En revanche, il est étrange que l’on trouve si peu de femmes en MPSI/PCSI qui sont les filières à dominantes maths/physique des classes préparatoires (9 femmes pour 37 hommes dans ma classe cette année).
Et paradoxalement, la matière dominante de la prépa hec (la plus équilibrée, environ 50% de chaque sexe) est les maths.
Pour les études supérieures, je crains qu’on ne puisse pas trouver d’explication simple…
Il y a quand même une majorité de filles dans certaines filières très sélectives où les notes ne doivent pas être bien élevées non plus (concours de médecine, prépa BCPST, prépa HEC…)
Marrant, j’ai eu la même impression à de nombreuses occasions, dans mon entourage proche; Les garçons ont apparemment une plus grande capacité à encaisser les échecs scolaires. Cela mériterait une analyse plus poussée qu’un simple sentiment.
C’est assez connu en psychologie sociale, ça s’appelle la menace du stéréotype : http://www.cndp.fr/archivage/valid/66976/66976-10066-12589.pdf par exemple.
Merci pour la référence, Léna. Ok, la « menace du stéréotype » explique pourquoi moins de filles choisissent les branches scientifiques, ou pourquoi elles sont plus stressées pendant les épreuves de maths.

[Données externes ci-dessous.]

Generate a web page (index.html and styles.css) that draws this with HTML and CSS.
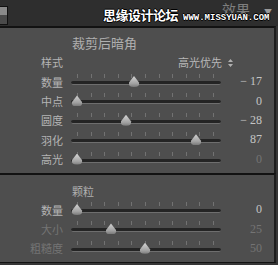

Mais il me semble que ça ne recouvre pas bien le cas où les filles ont de bonnes notes en maths (au moins aussi bonnes que les garçons), s’y intéressent (elles choisissent l’option « maths renforcées »), et puis renoncent après un an alors que leurs notes ne sont pas forcément plus faibles que celles des garçons, juste plus faibles (comme eux) que ce qu’elles obtenaient avant…
D’après Anne, une spécialiste du domaine que je connais et qui m’a répondu par e-mail :
Si, la menace du stéréotype peut expliquer ce phénomène, avec beaucoup d’autres aspects, liés au développement des jeunes (à l’adolescence, il y a un retour à une rigidité face au respect des codes sexués) et la socialisation différenciée des filles et des garçons dès le berceau qui a des impacts sur le long terme.
Elle a promis de détailler dès qu’elle aurait le temps
Intéressant ! D’instinct – bien que je n’y ai jamais pensé comme ça – j’ai l’impression que ça recouvre une réalité. Réalité qui ne doit pas être très difficile à vérifier expérimentalement je pense.